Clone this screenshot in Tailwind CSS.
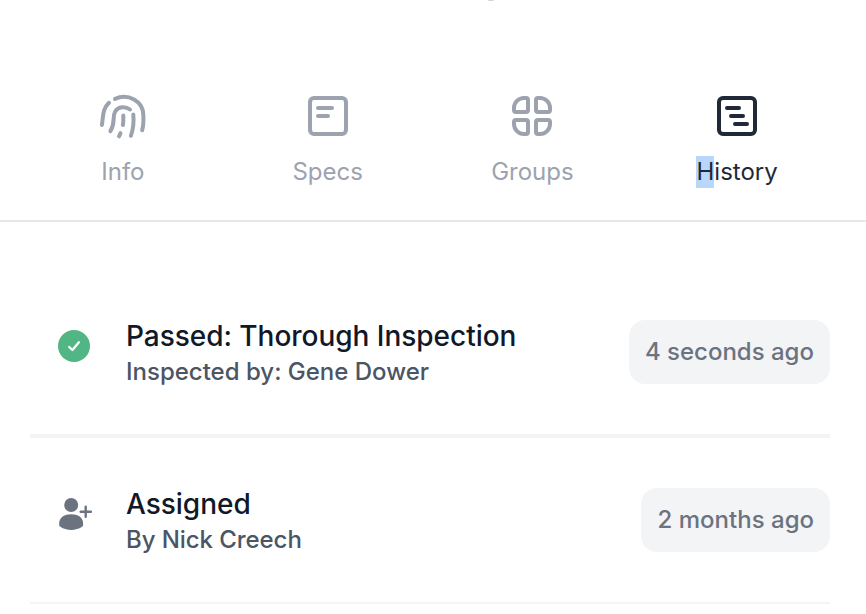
<!DOCTYPE html>
<html lang="en">
<head>
<meta charset="utf-8">
<title>History</title>
<script src="https://cdn.jsdelivr.net/npm/@tailwindcss/browser@4"></script>
</head>
<body class="bg-white font-['Inter',sans-serif] w-[866px] h-[614px] overflow-hidden">
<div class="h-[2px] flex justify-center pl-[116px]"><div class="w-[6px] h-px bg-gray-300 rounded-b"></div></div>
<nav class="h-[220px] border-b-2 border-[#e5e7eb] pt-[90px] pl-[20.5px] pr-[26.5px] grid grid-cols-4 text-2xl text-[#9ca3af]">
  <a class="flex flex-col items-center gap-4">
    <svg class="size-12" viewBox="0 0 48 48" fill="none" stroke="currentColor" stroke-width="4" stroke-linecap="round"><path d="M2.9 33C4.4 24 3.2 17 10 10.8M16 6.9C29 .9 44.4 9 44.4 23.5V29C44.4 32.5 44 35 43.2 38.2M11.4 39.3C17 29.5 12.8 25.5 16.2 19.5C19 14.6 26.3 13.9 31 17.5M34.3 22.5C35 30 34.3 37 31.9 43.8M24.3 23.6V27.5C24.3 29.5 24.2 31.2 23.9 33.1M21.5 41.2L20 44.3"/></svg>
    <span>Info</span>
  </a>
  <a class="flex flex-col items-center gap-4">
    <svg class="size-12" viewBox="0 0 48 48" fill="none" stroke="currentColor" stroke-width="4" stroke-linecap="round"><rect x="6" y="6" width="36" height="36" rx="4"/><path d="M14 16h14M14 24h10"/></svg>
    <span>Specs</span>
  </a>
  <a class="flex flex-col items-center gap-4">
    <svg class="size-12" viewBox="0 0 48 48" fill="none" stroke="currentColor" stroke-width="4"><path d="M6 18V16A10 10 0 0 1 16 6H18A2 2 0 0 1 20 8V18A2 2 0 0 1 18 20H8A2 2 0 0 1 6 18ZM42 18V16A10 10 0 0 0 32 6H30A2 2 0 0 0 28 8V18A2 2 0 0 0 30 20H40A2 2 0 0 0 42 18ZM6 30V32A10 10 0 0 0 16 42H18A2 2 0 0 0 20 40V30A2 2 0 0 0 18 28H8A2 2 0 0 0 6 30ZM42 30V32A10 10 0 0 1 32 42H30A2 2 0 0 1 28 40V30A2 2 0 0 1 30 28H40A2 2 0 0 1 42 30Z"/></svg>
    <span>Groups</span>
  </a>
  <a class="flex flex-col items-center gap-4 text-[#1f2937]">
    <svg class="size-12" viewBox="0 0 48 48" fill="none" stroke="currentColor" stroke-width="4" stroke-linecap="round"><rect x="6" y="6" width="36" height="36" rx="4"/><path d="M14 16h12M18 24h12M22 32h12"/></svg>
    <span><span class="inline-block h-8 bg-[#b9d7fb] pl-px -ml-px">H</span>istory</span>
  </a>
</nav>
<main class="pl-[30px] pr-9 pt-[50px]">
  <section class="h-[166px] border-b-4 border-[#f3f4f6] flex pt-12">
    <svg class="size-8 ml-7 mt-[10px]" viewBox="0 0 32 32" fill="none"><circle cx="16" cy="16" r="16" fill="#52b684"/><path d="M11.2 17L14.4 20L20.9 12.3" stroke="white" stroke-width="2.3" stroke-linecap="round" stroke-linejoin="round"/></svg>
    <div class="ml-9 font-medium">
      <h2 class="text-[28px] leading-8 tracking-[-0.03px] text-[#111827]">Passed: Thorough Inspection</h2>
      <p class="text-2xl leading-[40px] text-[#4b5563]">Inspected by: Gene Dower</p>
    </div>
    <div class="ml-auto h-16 px-4 rounded-2xl bg-[#f3f4f6] text-[#6b7280] text-2xl leading-[64px] font-medium">4 seconds ago</div>
  </section>
  <section class="h-[166px] border-b-2 border-[#f3f4f6] flex pt-[50px]">
    <svg class="w-9 h-8 ml-7 mt-[10px]" viewBox="0 0 36 32"><g fill="#6b7280"><circle cx="13.2" cy="7" r="7"/><path d="M1.3 27.5C.2 20 6 16.3 13.2 16.3S26.2 20 25 27.5Q25 28.2 24 28.8C18 33 8.3 33 2.4 28.8Q1.3 28.2 1.3 27.5Z"/></g><path d="M27.7 8.8V18.8M22.7 13.8H32.9" fill="none" stroke="#6b7280" stroke-width="2.4" stroke-linecap="round"/></svg>
    <div class="ml-8 font-medium">
      <h2 class="text-[28px] leading-8 tracking-[-0.03px] text-[#111827]">Assigned</h2>
      <p class="text-2xl leading-[40px] tracking-[-0.07px] text-[#4b5563]">By Nick Creech</p>
    </div>
    <div class="ml-auto h-16 w-[189px] px-4 rounded-2xl bg-[#f3f4f6] text-[#6b7280] text-2xl leading-[64px] font-medium whitespace-nowrap text-right">2 months ago</div>
  </section>
</main>
</body>
</html>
══════
TASK TO COMPLETE:
Reproduce every line exactly and omit all pictures.

RESPONSE FOR THIS EXERCISE:
Clone this screenshot in Tailwind CSS.
<!DOCTYPE html>
<html lang="en">
<head>
<meta charset="utf-8">
<title>History</title>
<script src="https://cdn.jsdelivr.net/npm/@tailwindcss/browser@4"></script>
</head>
<body class="bg-white font-['Inter',sans-serif] w-[866px] h-[614px] overflow-hidden">
<div class="h-[2px] flex justify-center pl-[116px]"><div class="w-[6px] h-px bg-gray-300 rounded-b"></div></div>
<nav class="h-[220px] border-b-2 border-[#e5e7eb] pt-[90px] pl-[20.5px] pr-[26.5px] grid grid-cols-4 text-2xl text-[#9ca3af]">
  <a class="flex flex-col items-center gap-4">
    <svg class="size-12" viewBox="0 0 48 48" fill="none" stroke="currentColor" stroke-width="4" stroke-linecap="round"><path d="M2.9 33C4.4 24 3.2 17 10 10.8M16 6.9C29 .9 44.4 9 44.4 23.5V29C44.4 32.5 44 35 43.2 38.2M11.4 39.3C17 29.5 12.8 25.5 16.2 19.5C19 14.6 26.3 13.9 31 17.5M34.3 22.5C35 30 34.3 37 31.9 43.8M24.3 23.6V27.5C24.3 29.5 24.2 31.2 23.9 33.1M21.5 41.2L20 44.3"/></svg>
    <span>Info</span>
  </a>
  <a class="flex flex-col items-center gap-4">
    <svg class="size-12" viewBox="0 0 48 48" fill="none" stroke="currentColor" stroke-width="4" stroke-linecap="round"><rect x="6" y="6" width="36" height="36" rx="4"/><path d="M14 16h14M14 24h10"/></svg>
    <span>Specs</span>
  </a>
  <a class="flex flex-col items-center gap-4">
    <svg class="size-12" viewBox="0 0 48 48" fill="none" stroke="currentColor" stroke-width="4"><path d="M6 18V16A10 10 0 0 1 16 6H18A2 2 0 0 1 20 8V18A2 2 0 0 1 18 20H8A2 2 0 0 1 6 18ZM42 18V16A10 10 0 0 0 32 6H30A2 2 0 0 0 28 8V18A2 2 0 0 0 30 20H40A2 2 0 0 0 42 18ZM6 30V32A10 10 0 0 0 16 42H18A2 2 0 0 0 20 40V30A2 2 0 0 0 18 28H8A2 2 0 0 0 6 30ZM42 30V32A10 10 0 0 1 32 42H30A2 2 0 0 1 28 40V30A2 2 0 0 1 30 28H40A2 2 0 0 1 42 30Z"/></svg>
    <span>Groups</span>
  </a>
  <a class="flex flex-col items-center gap-4 text-[#1f2937]">
    <svg class="size-12" viewBox="0 0 48 48" fill="none" stroke="currentColor" stroke-width="4" stroke-linecap="round"><rect x="6" y="6" width="36" height="36" rx="4"/><path d="M14 16h12M18 24h12M22 32h12"/></svg>
    <span><span class="inline-block h-8 bg-[#b9d7fb] pl-px -ml-px">H</span>istory</span>
  </a>
</nav>
<main class="pl-[30px] pr-9 pt-[50px]">
  <section class="h-[166px] border-b-4 border-[#f3f4f6] flex pt-12">
    <svg class="size-8 ml-7 mt-[10px]" viewBox="0 0 32 32" fill="none"><circle cx="16" cy="16" r="16" fill="#52b684"/><path d="M11.2 17L14.4 20L20.9 12.3" stroke="white" stroke-width="2.3" stroke-linecap="round" stroke-linejoin="round"/></svg>
    <div class="ml-9 font-medium">
      <h2 class="text-[28px] leading-8 tracking-[-0.03px] text-[#111827]">Passed: Thorough Inspection</h2>
      <p class="text-2xl leading-[40px] text-[#4b5563]">Inspected by: Gene Dower</p>
    </div>
    <div class="ml-auto h-16 px-4 rounded-2xl bg-[#f3f4f6] text-[#6b7280] text-2xl leading-[64px] font-medium">4 seconds ago</div>
  </section>
  <section class="h-[166px] border-b-2 border-[#f3f4f6] flex pt-[50px]">
    <svg class="w-9 h-8 ml-7 mt-[10px]" viewBox="0 0 36 32"><g fill="#6b7280"><circle cx="13.2" cy="7" r="7"/><path d="M1.3 27.5C.2 20 6 16.3 13.2 16.3S26.2 20 25 27.5Q25 28.2 24 28.8C18 33 8.3 33 2.4 28.8Q1.3 28.2 1.3 27.5Z"/></g><path d="M27.7 8.8V18.8M22.7 13.8H32.9" fill="none" stroke="#6b7280" stroke-width="2.4" stroke-linecap="round"/></svg>
    <div class="ml-8 font-medium">
      <h2 class="text-[28px] leading-8 tracking-[-0.03px] text-[#111827]">Assigned</h2>
      <p class="text-2xl leading-[40px] tracking-[-0.07px] text-[#4b5563]">By Nick Creech</p>
    </div>
    <div class="ml-auto h-16 w-[189px] px-4 rounded-2xl bg-[#f3f4f6] text-[#6b7280] text-2xl leading-[64px] font-medium whitespace-nowrap text-right">2 months ago</div>
  </section>
</main>
</body>
</html>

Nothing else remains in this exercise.